The police department is being given an additional $1.94 billion in housekeeping resources, including $767 million to improve direction and management, $401 million more for compensation, $221 million to purchase goods and services, as well as $129 million to cover police operations, and $569 million more to cover general police functions.
An additional $223 million has also been included to cover compensation for district constables, $164 million more for police stores and armoury, and $58 million for repair services.
Adult correctional institutions also got their share, with $289 million more, including $96 million for the Tower Street Adult Correctional Centre; $53 million for the St Catherine centre; $61 million for the other correctional centres; and $23 million for the Horizon Remand Centre.

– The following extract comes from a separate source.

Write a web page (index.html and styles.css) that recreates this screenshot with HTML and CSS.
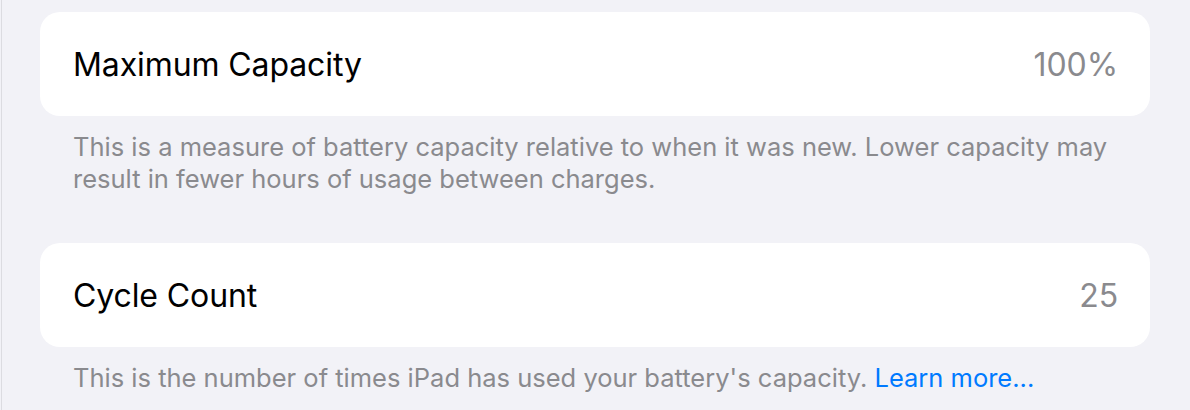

But there were also major increases for socially responsive ministries, such as education, youth and information, which got $3.3 billion more for housekeeping costs and $175 million for capital expenditure; and the Ministry of Health, which received $4 billion more in funding for housekeeping needs.
The Ministry of Economic Growth and Job Creation is being given $614.6 million more for housekeeping and $2.9 billion in capital expenditure, including $1.1 billion for islandwide disaster mitigation and $1.3billion in multilateral aid for spending on the Major Infrastructure Development Programme, the successor to the Jamaica Infrastructure Development Programme.
The Ministry of Transport and Mining will receive $1 billion for housekeeping, plus another $1 billion for capital expenditure, including $710 million to pay for spare parts of Jamaica Urban Transit Company buses and $400 million to the Portmore Transportation Hub.
The Office of the Prime Minister (OPM) is receiving approximately $1 billion to cover the cost of the recent local government elections. Social security programmes in the OPM have also been boosted through multilateral funding totalling $216 million.
The Ministry of Finance and the Public Service suffered the most serious cut in resources, with $16 billion slashed from its housekeeping resources, and just over $2 billion from its capital funding.
The additional expenditure will boost government spending for 2016/17 from approximately $580 billion to $592.7 billion, a $12.8 billion increase that comprised $8.6 billion more in capital expenditure and $4.1 more in recurrent or housekeeping costs.
The Public Administration and Appropriations Committee, which is chaired by Opposition MP Dr Wykeham McNeill, will meet this morning at Gordon House to review the estimates, which are to be approved at next Tuesday’s meeting of the House of Representatives.